**Written exercise**
An exact copy of all the data is required, with pictures left out.

**Data**
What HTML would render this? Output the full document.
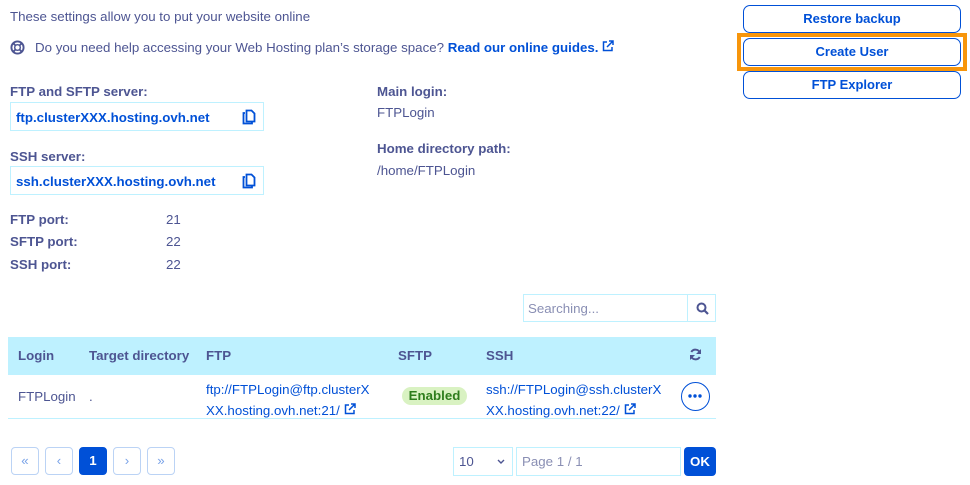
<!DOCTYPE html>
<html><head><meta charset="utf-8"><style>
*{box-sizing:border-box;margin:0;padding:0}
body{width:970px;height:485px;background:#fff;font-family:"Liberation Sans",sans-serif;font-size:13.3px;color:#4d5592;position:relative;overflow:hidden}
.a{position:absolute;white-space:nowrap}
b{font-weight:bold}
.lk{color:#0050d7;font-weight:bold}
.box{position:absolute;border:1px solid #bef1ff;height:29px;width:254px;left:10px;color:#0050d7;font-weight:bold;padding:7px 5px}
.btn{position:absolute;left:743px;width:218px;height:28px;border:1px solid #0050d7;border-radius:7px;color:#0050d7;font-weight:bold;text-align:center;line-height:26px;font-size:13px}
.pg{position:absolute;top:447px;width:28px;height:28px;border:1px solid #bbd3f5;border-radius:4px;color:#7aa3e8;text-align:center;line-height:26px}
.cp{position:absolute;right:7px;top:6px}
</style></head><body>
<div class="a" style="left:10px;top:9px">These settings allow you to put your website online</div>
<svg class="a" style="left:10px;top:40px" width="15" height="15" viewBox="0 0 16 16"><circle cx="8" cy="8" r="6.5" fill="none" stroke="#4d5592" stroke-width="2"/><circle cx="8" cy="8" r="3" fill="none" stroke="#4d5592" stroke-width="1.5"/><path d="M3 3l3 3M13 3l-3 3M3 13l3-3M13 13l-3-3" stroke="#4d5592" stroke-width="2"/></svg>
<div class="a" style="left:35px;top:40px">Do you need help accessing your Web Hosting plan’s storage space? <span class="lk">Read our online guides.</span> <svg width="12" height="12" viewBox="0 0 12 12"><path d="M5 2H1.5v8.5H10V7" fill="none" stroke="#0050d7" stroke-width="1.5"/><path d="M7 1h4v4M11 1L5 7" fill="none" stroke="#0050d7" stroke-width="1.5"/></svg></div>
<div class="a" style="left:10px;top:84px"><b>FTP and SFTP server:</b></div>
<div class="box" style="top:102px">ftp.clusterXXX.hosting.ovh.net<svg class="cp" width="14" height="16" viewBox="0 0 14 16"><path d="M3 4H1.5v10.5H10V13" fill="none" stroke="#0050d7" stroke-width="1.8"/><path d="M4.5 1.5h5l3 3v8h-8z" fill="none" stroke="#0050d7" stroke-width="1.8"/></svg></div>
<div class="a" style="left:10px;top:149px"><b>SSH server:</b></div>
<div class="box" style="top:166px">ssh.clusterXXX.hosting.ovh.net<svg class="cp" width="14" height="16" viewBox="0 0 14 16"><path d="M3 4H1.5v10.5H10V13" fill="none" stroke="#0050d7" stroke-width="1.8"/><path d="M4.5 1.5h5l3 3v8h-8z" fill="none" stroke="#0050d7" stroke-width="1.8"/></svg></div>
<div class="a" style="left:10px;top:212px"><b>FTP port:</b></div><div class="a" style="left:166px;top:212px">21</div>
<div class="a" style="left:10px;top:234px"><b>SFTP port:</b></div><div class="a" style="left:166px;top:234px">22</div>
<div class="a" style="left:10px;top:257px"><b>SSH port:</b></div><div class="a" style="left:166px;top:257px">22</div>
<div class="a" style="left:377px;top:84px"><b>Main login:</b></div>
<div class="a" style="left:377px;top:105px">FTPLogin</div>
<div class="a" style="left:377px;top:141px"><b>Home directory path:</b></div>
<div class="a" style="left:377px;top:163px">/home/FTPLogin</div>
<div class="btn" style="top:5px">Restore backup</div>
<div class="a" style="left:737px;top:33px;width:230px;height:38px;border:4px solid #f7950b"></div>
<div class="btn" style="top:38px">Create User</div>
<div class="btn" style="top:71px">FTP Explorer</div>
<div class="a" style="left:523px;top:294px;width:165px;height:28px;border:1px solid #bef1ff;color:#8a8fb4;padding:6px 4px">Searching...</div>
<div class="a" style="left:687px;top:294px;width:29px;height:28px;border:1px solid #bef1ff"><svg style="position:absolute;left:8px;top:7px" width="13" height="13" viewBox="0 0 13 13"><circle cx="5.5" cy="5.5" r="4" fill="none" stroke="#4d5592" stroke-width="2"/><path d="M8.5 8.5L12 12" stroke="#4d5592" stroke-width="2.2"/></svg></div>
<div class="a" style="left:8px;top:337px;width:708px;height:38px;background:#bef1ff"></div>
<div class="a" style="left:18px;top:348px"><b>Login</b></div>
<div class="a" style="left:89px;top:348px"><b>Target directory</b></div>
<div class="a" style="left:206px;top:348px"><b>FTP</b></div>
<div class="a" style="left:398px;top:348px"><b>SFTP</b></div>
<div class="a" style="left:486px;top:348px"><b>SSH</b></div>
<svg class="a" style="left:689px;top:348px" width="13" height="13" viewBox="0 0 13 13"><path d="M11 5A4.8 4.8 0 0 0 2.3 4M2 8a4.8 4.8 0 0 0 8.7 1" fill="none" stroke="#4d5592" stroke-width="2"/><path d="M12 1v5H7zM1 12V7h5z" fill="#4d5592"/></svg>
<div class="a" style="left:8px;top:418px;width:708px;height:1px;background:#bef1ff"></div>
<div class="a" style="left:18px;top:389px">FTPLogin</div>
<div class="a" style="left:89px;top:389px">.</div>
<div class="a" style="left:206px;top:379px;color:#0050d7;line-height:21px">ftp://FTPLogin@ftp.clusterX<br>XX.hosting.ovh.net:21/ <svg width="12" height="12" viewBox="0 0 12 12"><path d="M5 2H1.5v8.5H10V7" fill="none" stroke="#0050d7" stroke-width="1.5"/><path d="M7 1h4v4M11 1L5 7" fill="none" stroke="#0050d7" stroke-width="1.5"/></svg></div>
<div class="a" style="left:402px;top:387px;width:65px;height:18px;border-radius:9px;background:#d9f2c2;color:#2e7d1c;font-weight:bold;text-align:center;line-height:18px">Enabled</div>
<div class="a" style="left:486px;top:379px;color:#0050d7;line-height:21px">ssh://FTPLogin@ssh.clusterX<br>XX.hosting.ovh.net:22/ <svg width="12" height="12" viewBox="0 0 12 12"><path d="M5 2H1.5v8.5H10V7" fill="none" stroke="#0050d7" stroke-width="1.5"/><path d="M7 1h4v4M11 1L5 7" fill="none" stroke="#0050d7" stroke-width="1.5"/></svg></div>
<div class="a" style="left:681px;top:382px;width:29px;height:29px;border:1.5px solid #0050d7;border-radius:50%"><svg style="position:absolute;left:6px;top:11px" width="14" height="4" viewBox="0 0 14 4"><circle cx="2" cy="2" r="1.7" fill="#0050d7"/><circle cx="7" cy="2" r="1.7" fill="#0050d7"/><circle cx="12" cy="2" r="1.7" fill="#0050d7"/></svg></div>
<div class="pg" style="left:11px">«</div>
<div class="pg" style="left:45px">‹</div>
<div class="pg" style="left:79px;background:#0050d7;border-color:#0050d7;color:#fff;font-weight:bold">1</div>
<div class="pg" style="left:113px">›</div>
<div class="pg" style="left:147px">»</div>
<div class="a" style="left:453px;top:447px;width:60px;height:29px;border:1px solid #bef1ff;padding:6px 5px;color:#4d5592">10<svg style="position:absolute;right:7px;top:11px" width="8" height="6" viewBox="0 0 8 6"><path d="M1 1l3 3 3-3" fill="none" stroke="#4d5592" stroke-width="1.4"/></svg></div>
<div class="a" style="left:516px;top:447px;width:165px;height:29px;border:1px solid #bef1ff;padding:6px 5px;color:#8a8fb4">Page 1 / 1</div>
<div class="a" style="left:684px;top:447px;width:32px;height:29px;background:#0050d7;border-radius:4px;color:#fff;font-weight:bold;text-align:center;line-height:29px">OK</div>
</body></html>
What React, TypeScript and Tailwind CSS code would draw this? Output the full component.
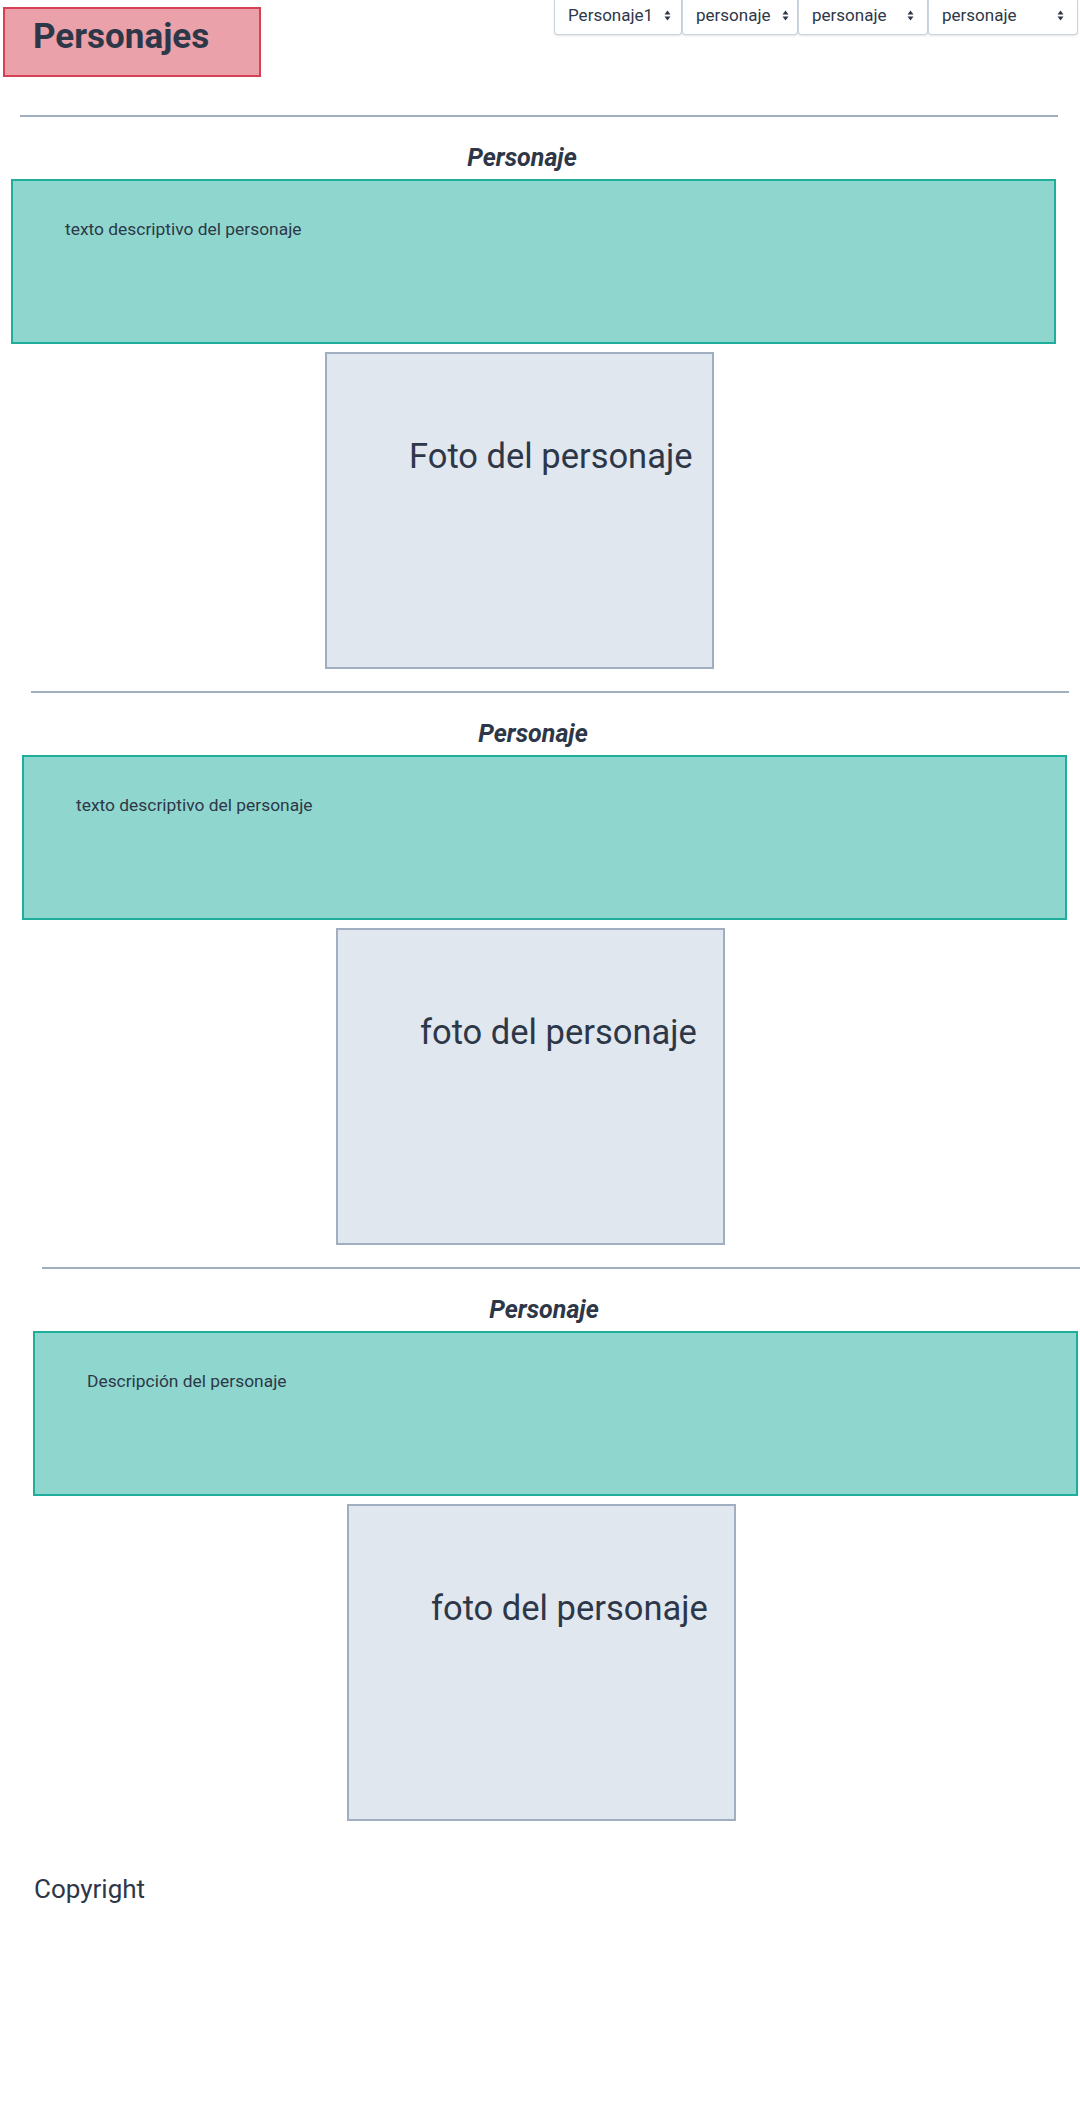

**Task output**
What HTML would render this? Output the full document.
<!DOCTYPE html>
<html><head><meta charset="utf-8"><style>
*{box-sizing:border-box;margin:0;padding:0}
body{width:970px;height:485px;background:#fff;font-family:"Liberation Sans",sans-serif;font-size:13.3px;color:#4d5592;position:relative;overflow:hidden}
.a{position:absolute;white-space:nowrap}
b{font-weight:bold}
.lk{color:#0050d7;font-weight:bold}
.box{position:absolute;border:1px solid #bef1ff;height:29px;width:254px;left:10px;color:#0050d7;font-weight:bold;padding:7px 5px}
.btn{position:absolute;left:743px;width:218px;height:28px;border:1px solid #0050d7;border-radius:7px;color:#0050d7;font-weight:bold;text-align:center;line-height:26px;font-size:13px}
.pg{position:absolute;top:447px;width:28px;height:28px;border:1px solid #bbd3f5;border-radius:4px;color:#7aa3e8;text-align:center;line-height:26px}
.cp{position:absolute;right:7px;top:6px}
</style></head><body>
<div class="a" style="left:10px;top:9px">These settings allow you to put your website online</div>
<svg class="a" style="left:10px;top:40px" width="15" height="15" viewBox="0 0 16 16"><circle cx="8" cy="8" r="6.5" fill="none" stroke="#4d5592" stroke-width="2"/><circle cx="8" cy="8" r="3" fill="none" stroke="#4d5592" stroke-width="1.5"/><path d="M3 3l3 3M13 3l-3 3M3 13l3-3M13 13l-3-3" stroke="#4d5592" stroke-width="2"/></svg>
<div class="a" style="left:35px;top:40px">Do you need help accessing your Web Hosting plan’s storage space? <span class="lk">Read our online guides.</span> <svg width="12" height="12" viewBox="0 0 12 12"><path d="M5 2H1.5v8.5H10V7" fill="none" stroke="#0050d7" stroke-width="1.5"/><path d="M7 1h4v4M11 1L5 7" fill="none" stroke="#0050d7" stroke-width="1.5"/></svg></div>
<div class="a" style="left:10px;top:84px"><b>FTP and SFTP server:</b></div>
<div class="box" style="top:102px">ftp.clusterXXX.hosting.ovh.net<svg class="cp" width="14" height="16" viewBox="0 0 14 16"><path d="M3 4H1.5v10.5H10V13" fill="none" stroke="#0050d7" stroke-width="1.8"/><path d="M4.5 1.5h5l3 3v8h-8z" fill="none" stroke="#0050d7" stroke-width="1.8"/></svg></div>
<div class="a" style="left:10px;top:149px"><b>SSH server:</b></div>
<div class="box" style="top:166px">ssh.clusterXXX.hosting.ovh.net<svg class="cp" width="14" height="16" viewBox="0 0 14 16"><path d="M3 4H1.5v10.5H10V13" fill="none" stroke="#0050d7" stroke-width="1.8"/><path d="M4.5 1.5h5l3 3v8h-8z" fill="none" stroke="#0050d7" stroke-width="1.8"/></svg></div>
<div class="a" style="left:10px;top:212px"><b>FTP port:</b></div><div class="a" style="left:166px;top:212px">21</div>
<div class="a" style="left:10px;top:234px"><b>SFTP port:</b></div><div class="a" style="left:166px;top:234px">22</div>
<div class="a" style="left:10px;top:257px"><b>SSH port:</b></div><div class="a" style="left:166px;top:257px">22</div>
<div class="a" style="left:377px;top:84px"><b>Main login:</b></div>
<div class="a" style="left:377px;top:105px">FTPLogin</div>
<div class="a" style="left:377px;top:141px"><b>Home directory path:</b></div>
<div class="a" style="left:377px;top:163px">/home/FTPLogin</div>
<div class="btn" style="top:5px">Restore backup</div>
<div class="a" style="left:737px;top:33px;width:230px;height:38px;border:4px solid #f7950b"></div>
<div class="btn" style="top:38px">Create User</div>
<div class="btn" style="top:71px">FTP Explorer</div>
<div class="a" style="left:523px;top:294px;width:165px;height:28px;border:1px solid #bef1ff;color:#8a8fb4;padding:6px 4px">Searching...</div>
<div class="a" style="left:687px;top:294px;width:29px;height:28px;border:1px solid #bef1ff"><svg style="position:absolute;left:8px;top:7px" width="13" height="13" viewBox="0 0 13 13"><circle cx="5.5" cy="5.5" r="4" fill="none" stroke="#4d5592" stroke-width="2"/><path d="M8.5 8.5L12 12" stroke="#4d5592" stroke-width="2.2"/></svg></div>
<div class="a" style="left:8px;top:337px;width:708px;height:38px;background:#bef1ff"></div>
<div class="a" style="left:18px;top:348px"><b>Login</b></div>
<div class="a" style="left:89px;top:348px"><b>Target directory</b></div>
<div class="a" style="left:206px;top:348px"><b>FTP</b></div>
<div class="a" style="left:398px;top:348px"><b>SFTP</b></div>
<div class="a" style="left:486px;top:348px"><b>SSH</b></div>
<svg class="a" style="left:689px;top:348px" width="13" height="13" viewBox="0 0 13 13"><path d="M11 5A4.8 4.8 0 0 0 2.3 4M2 8a4.8 4.8 0 0 0 8.7 1" fill="none" stroke="#4d5592" stroke-width="2"/><path d="M12 1v5H7zM1 12V7h5z" fill="#4d5592"/></svg>
<div class="a" style="left:8px;top:418px;width:708px;height:1px;background:#bef1ff"></div>
<div class="a" style="left:18px;top:389px">FTPLogin</div>
<div class="a" style="left:89px;top:389px">.</div>
<div class="a" style="left:206px;top:379px;color:#0050d7;line-height:21px">ftp://FTPLogin@ftp.clusterX<br>XX.hosting.ovh.net:21/ <svg width="12" height="12" viewBox="0 0 12 12"><path d="M5 2H1.5v8.5H10V7" fill="none" stroke="#0050d7" stroke-width="1.5"/><path d="M7 1h4v4M11 1L5 7" fill="none" stroke="#0050d7" stroke-width="1.5"/></svg></div>
<div class="a" style="left:402px;top:387px;width:65px;height:18px;border-radius:9px;background:#d9f2c2;color:#2e7d1c;font-weight:bold;text-align:center;line-height:18px">Enabled</div>
<div class="a" style="left:486px;top:379px;color:#0050d7;line-height:21px">ssh://FTPLogin@ssh.clusterX<br>XX.hosting.ovh.net:22/ <svg width="12" height="12" viewBox="0 0 12 12"><path d="M5 2H1.5v8.5H10V7" fill="none" stroke="#0050d7" stroke-width="1.5"/><path d="M7 1h4v4M11 1L5 7" fill="none" stroke="#0050d7" stroke-width="1.5"/></svg></div>
<div class="a" style="left:681px;top:382px;width:29px;height:29px;border:1.5px solid #0050d7;border-radius:50%"><svg style="position:absolute;left:6px;top:11px" width="14" height="4" viewBox="0 0 14 4"><circle cx="2" cy="2" r="1.7" fill="#0050d7"/><circle cx="7" cy="2" r="1.7" fill="#0050d7"/><circle cx="12" cy="2" r="1.7" fill="#0050d7"/></svg></div>
<div class="pg" style="left:11px">«</div>
<div class="pg" style="left:45px">‹</div>
<div class="pg" style="left:79px;background:#0050d7;border-color:#0050d7;color:#fff;font-weight:bold">1</div>
<div class="pg" style="left:113px">›</div>
<div class="pg" style="left:147px">»</div>
<div class="a" style="left:453px;top:447px;width:60px;height:29px;border:1px solid #bef1ff;padding:6px 5px;color:#4d5592">10<svg style="position:absolute;right:7px;top:11px" width="8" height="6" viewBox="0 0 8 6"><path d="M1 1l3 3 3-3" fill="none" stroke="#4d5592" stroke-width="1.4"/></svg></div>
<div class="a" style="left:516px;top:447px;width:165px;height:29px;border:1px solid #bef1ff;padding:6px 5px;color:#8a8fb4">Page 1 / 1</div>
<div class="a" style="left:684px;top:447px;width:32px;height:29px;background:#0050d7;border-radius:4px;color:#fff;font-weight:bold;text-align:center;line-height:29px">OK</div>
</body></html>
What React, TypeScript and Tailwind CSS code would draw this? Output the full component.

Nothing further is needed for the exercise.